Boring carpool got you down? Road trips with the family turning your hair prematurely gray? Holoride and HTC might have just the solution to make you look forward to your daily commute, and to turn unruly passengers into quiescent drooling zombies. They intend to bring VR to your car.
More specifically, the concept they’re pitching involves XR (Extended Reality), which includes a wider selection of sci-fi goggle-based content than just VR. The tech being debuted today takes advantage of the new HTC Vive Flow VR headset, which Digital Trends mobile editor Ajay Kumar got to test out last fall. This device differs from your garden-variety VR headset in that it’s more like wearing a big pair of sunglasses.
It’s quite expensive, and limited in some ways compared to other stand-alone and PC-connected headsets, but it solves the weight and bulk issues that have been a part of what’s held back mainstream VR popularity. Where other headsets are designed to stay at home, the Vive Flow is designed for life on the go.
HTC Vive Flow
It’s a very comfortable headset that might even be considered stylish if you’re into steampunk. Importantly, it also has a really nice 3.2K display with a 100-degree field of view and a 75Hz refresh rate, as well as 3D spatial audio. This makes it ideal for consuming movies and shows in a virtual theater environment.
HTC’s collaboration with Holoride is intended to integrate the Vive Flow with your car journey to create a more hyper-immersive experience. They will accomplish this by taking real-time motion, location, and navigational data from the vehicle and merging it into virtual experiences. It will also be possible to interact with these VR experiences using gestures as you would with a traditional VR device. There will also be a cinema mode where your two-dimensional video content will be synchronized to your motion in the car.
Made for car rides
One example of a use scenario for the Vive Flow while riding as a passenger in a car is as a virtual amusement park. Riding roller coasters has been a staple of VR demos since the first headsets hit the market, yet for all of their excitement, the lack of actual motion has rendered them a purely visual experience. However, by riding as a passenger in a car, you’d get that missing feeling of motion.
Now when zooming along a virtual roller coaster track, that track will mirror your movement in the car, so when you go around a corner on the road, you turn a corner on the roller coaster. Slow down and come to a stop at a light, and the roller coaster might go up to the top of a hill and pause before hurtling downward when the light turns green and the car accelerates.
When it comes to films, it’s easy to imagine how a lightweight VR headset could aid in watching them in a moving vehicle. For one, you would no longer have to rely on a cramped phone screen, and instead would have an experience much closer to a movie theater. What’s more, the same tech that turns your car into a roller coaster using your location and motion could also counteract the motion sickness that can result from watching a static screen in a moving vehicle.

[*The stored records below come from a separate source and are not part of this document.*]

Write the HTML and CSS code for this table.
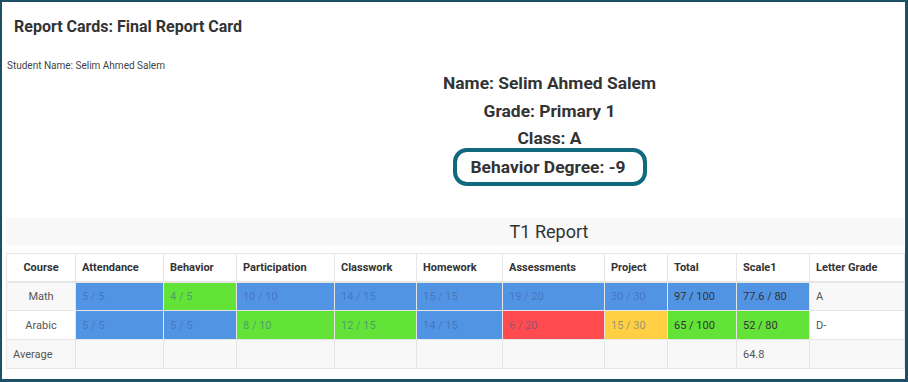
FILE: index.html
```html
<!DOCTYPE html>
<html lang="en">
<head>
<meta charset="utf-8">
<title>Report Cards: Final Report Card</title>
<link rel="stylesheet" href="styles.css">
</head>
<body>
<div class="frame">
  <h1 class="title">Report Cards: Final Report Card</h1>
  <p class="student">Student Name: Selim Ahmed Salem</p>
  <div class="info">
    <div class="info-line">Name: Selim Ahmed Salem</div>
    <div class="info-line">Grade: Primary 1</div>
    <div class="info-line">Class: A</div>
    <div class="info-line behavior-row"><span class="behavior-box">Behavior Degree: -9</span></div>
  </div>
  <div class="term-bar">T1 Report</div>
  <table class="grades">
    <colgroup>
      <col class="w1"><col class="w2"><col class="w3"><col class="w4"><col class="w5"><col class="w6"><col class="w7"><col class="w8"><col class="w9"><col class="w10"><col class="w11">
    </colgroup>
    <thead>
      <tr>
        <th class="course">Course</th>
        <th>Attendance</th>
        <th>Behavior</th>
        <th>Participation</th>
        <th>Classwork</th>
        <th>Homework</th>
        <th>Assessments</th>
        <th>Project</th>
        <th>Total</th>
        <th>Scale1</th>
        <th>Letter Grade</th>
      </tr>
    </thead>
    <tbody>
      <tr class="odd">
        <td class="course">Math</td>
        <td class="blue muted">5 / 5</td>
        <td class="green muted">4 / 5</td>
        <td class="blue muted">10 / 10</td>
        <td class="blue muted">14 / 15</td>
        <td class="blue muted">15 / 15</td>
        <td class="blue muted">19 / 20</td>
        <td class="blue muted">30 / 30</td>
        <td class="blue dark">97 / 100</td>
        <td class="blue dark">77.6 / 80</td>
        <td>A</td>
      </tr>
      <tr class="even">
        <td class="course">Arabic</td>
        <td class="blue muted">5 / 5</td>
        <td class="blue muted">5 / 5</td>
        <td class="green muted">8 / 10</td>
        <td class="green muted">12 / 15</td>
        <td class="blue muted">14 / 15</td>
        <td class="red muted">6 / 20</td>
        <td class="yellow muted">15 / 30</td>
        <td class="green dark">65 / 100</td>
        <td class="green dark">52 / 80</td>
        <td>D-</td>
      </tr>
      <tr class="odd">
        <td class="avg">Average</td>
        <td></td>
        <td></td>
        <td></td>
        <td></td>
        <td></td>
        <td></td>
        <td></td>
        <td></td>
        <td>64.8</td>
        <td></td>
      </tr>
    </tbody>
  </table>
</div>
</body>
</html>
```

FILE: styles.css
```css
html, body {
  margin: 0;
  padding: 0;
  background: #ffffff;
}

body {
  font-family: Roboto, "Liberation Sans", Arial, sans-serif;
  color: #333333;
}

.frame {
  box-sizing: border-box;
  width: 908px;
  height: 382px;
  border-style: solid;
  border-color: #1d4f66;
  border-width: 2px 3px 3px 2px;
  padding: 15px 1px 0 4px;
  overflow: hidden;
}

.title {
  margin: 0 0 0 8px;
  font-size: 16px;
  line-height: 20px;
  font-weight: 700;
  color: #333333;
}

.student {
  margin: 23px 0 0 1px;
  font-size: 10px;
  line-height: 12px;
  color: #444444;
}

.info {
  margin-top: -2px;
  padding-left: 189px;
  text-align: center;
}

.info-line {
  font-size: 17.4px;
  line-height: 27.5px;
  font-weight: 700;
  color: #333333;
}

.behavior-row {
  margin-top: -5px;
}

.behavior-box {
  display: inline-block;
  border: 4px solid #11697f;
  border-radius: 14px;
  padding: 2px 17px 1px 14px;
}

.term-bar {
  margin-top: 32px;
  height: 27px;
  line-height: 27px;
  background: #f8f8f8;
  font-size: 18px;
  color: #333333;
  text-align: center;
  padding-left: 188px;
}

.grades {
  margin-top: 8px;
  width: 898px;
  table-layout: fixed;
  border-collapse: collapse;
  font-size: 11px;
}

.grades col.w1 { width: 69px; }
.grades col.w2 { width: 88px; }
.grades col.w3 { width: 73px; }
.grades col.w4 { width: 98px; }
.grades col.w5 { width: 82px; }
.grades col.w6 { width: 86px; }
.grades col.w7 { width: 102px; }
.grades col.w8 { width: 63px; }
.grades col.w9 { width: 69px; }
.grades col.w10 { width: 73px; }
.grades col.w11 { width: 95px; }

.grades th,
.grades td {
  box-sizing: border-box;
  border: 1px solid #e6e6e6;
  height: 29px;
  padding: 0 6px;
  text-align: left;
  vertical-align: middle;
  white-space: nowrap;
  overflow: hidden;
}

.grades th {
  font-weight: 700;
  color: #333333;
  background: #ffffff;
  border-bottom-width: 2px;
  height: 28px;
}

.grades td {
  color: #555555;
}

.grades .course {
  text-align: center;
}

.grades tr.odd td {
  background: #f8f8f8;
}

.grades tr.even td {
  background: #ffffff;
}

.grades tr td.blue { background: #5294e4; }
.grades tr td.green { background: #63e338; }
.grades tr td.red { background: #ff4a4f; }
.grades tr td.yellow { background: #ffd043; }

.grades td.muted {
  color: rgba(55, 95, 155, 0.55);
}

.grades td.dark {
  color: #333333;
}
```
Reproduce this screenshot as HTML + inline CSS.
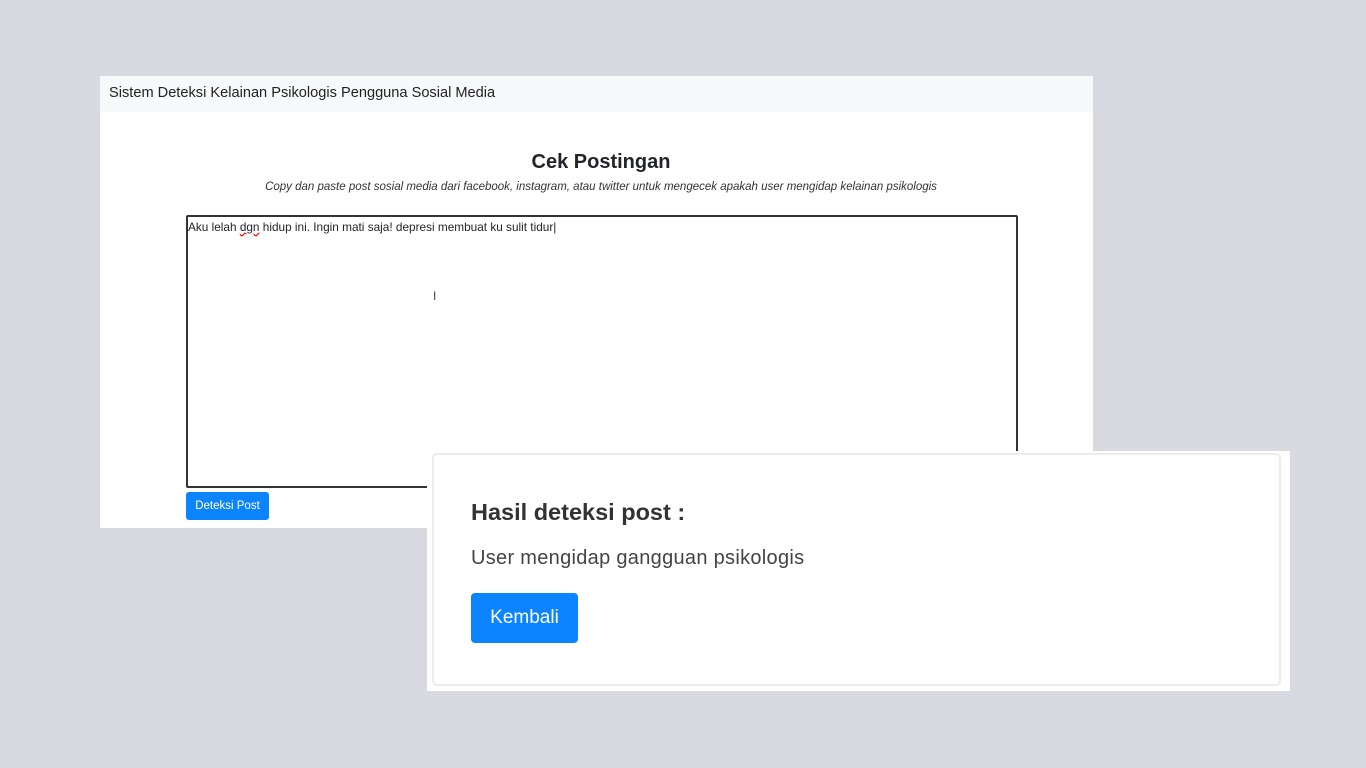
<!DOCTYPE html>
<html><head><meta charset="utf-8"><style>
body{margin:0;width:1366px;height:768px;background:#d9d9e1;position:relative;overflow:hidden;font-family:"Liberation Sans","DejaVu Sans",sans-serif;color:#212529}
.abs{position:absolute}
#main{left:100px;top:76px;width:993px;height:452px;background:#fff}
#nav{left:0;top:0;width:993px;height:36px;background:#f8f9fa}
#nav span{position:absolute;left:9px;top:9px;font-size:14.6px;color:#222}
#ta{left:86px;top:139px;width:828px;height:269px;border:2px solid #333;border-radius:2px}
#res{left:427px;top:451px;width:863px;height:240px;background:#fff}
#card{left:5px;top:2px;width:845px;height:229px;border:2px solid #ececec;border-radius:5px}
.btn{background:#0d84ff;color:#fff;border-radius:3px;text-align:center}
</style></head><body>
<div id="main" class="abs">
 <div id="nav" class="abs"><span>Sistem Deteksi Kelainan Psikologis Pengguna Sosial Media</span></div>
 <div class="abs" style="left:0;width:1002px;top:75px;text-align:center;font-size:20px;font-weight:bold">Cek Postingan</div>
 <div class="abs" style="left:0;width:1002px;top:105px;text-align:center;font-size:11.5px;font-style:italic;color:#333">Copy dan paste post sosial media dari facebook, instagram, atau twitter untuk mengecek apakah user mengidap kelainan psikologis</div>
 <div id="ta" class="abs"><div style="position:absolute;left:0;top:3px;font-size:11.8px">Aku lelah <span style="text-decoration:underline wavy red">dgn</span> hidup ini. Ingin mati saja! depresi membuat ku sulit tidur|</div>
 <div style="position:absolute;left:245px;top:72px;font-size:12px;color:#444">I</div></div>
 <div class="abs btn" style="left:86px;top:416px;width:83px;height:28px;line-height:28px;font-size:11.5px">Deteksi Post</div>
</div>
<div id="res" class="abs"><div id="card" class="abs">
 <div class="abs" style="left:37px;top:44px;font-size:23.5px;font-weight:bold;color:#333">Hasil deteksi post :</div>
 <div class="abs" style="left:37px;top:92px;font-size:20px;color:#444;letter-spacing:0.3px">User mengidap gangguan psikologis</div>
 <div class="abs btn" style="left:37px;top:138px;width:107px;height:50px;line-height:50px;font-size:19px;border-radius:4px">Kembali</div>
</div></div>
</body></html>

As exciting as the potential of this technology is, there are also some challenges it will have to overcome. Most significant is the social aspect of sticking on a headset and shunning the driver’s company. While in some cases, the driver may not mind, and may even prefer such a lack of attentive company, it might also be somewhat awkward to be the lone person in a car full of passengers all tuned into a virtual world. It would be worse yet for the driver if passengers respond to that VR roller coaster the way some people do to actual roller coasters with screams, flailing hands, and upset stomachs.
However, to go back to a more positive angle on this tech, this could provide a definite boon to parents who want to distract their children and prevent the dreaded are-we-there-yet syndrome on long drives. Better yet, this headset would eliminate the irritation of movies and games playing out loud on seatback screens, tablets, or portable game consoles. VR in the car might well make the journey far more exciting than the destination.
A driverless future
Once truly driverless cars become commonplace, it’s not hard to envision a future where driving a dozen hours to an overcrowded National Park is replaced by VR adventures experienced in the convenience and safety of your own cul-de-sac. Just hop in, tell your car to circle the block, and go for a drive through Yellowstone, complete with close encounters with grizzlies and bison.
I will set aside such sci-fi speculation for the moment, however. Here in the present, though, the tech that Holoride and HTC have developed opens the door to intriguing possibilities in the realm of on-the-go entertainment.
Holoride’s XR technology is expected to launch sometime in the second half of 2022.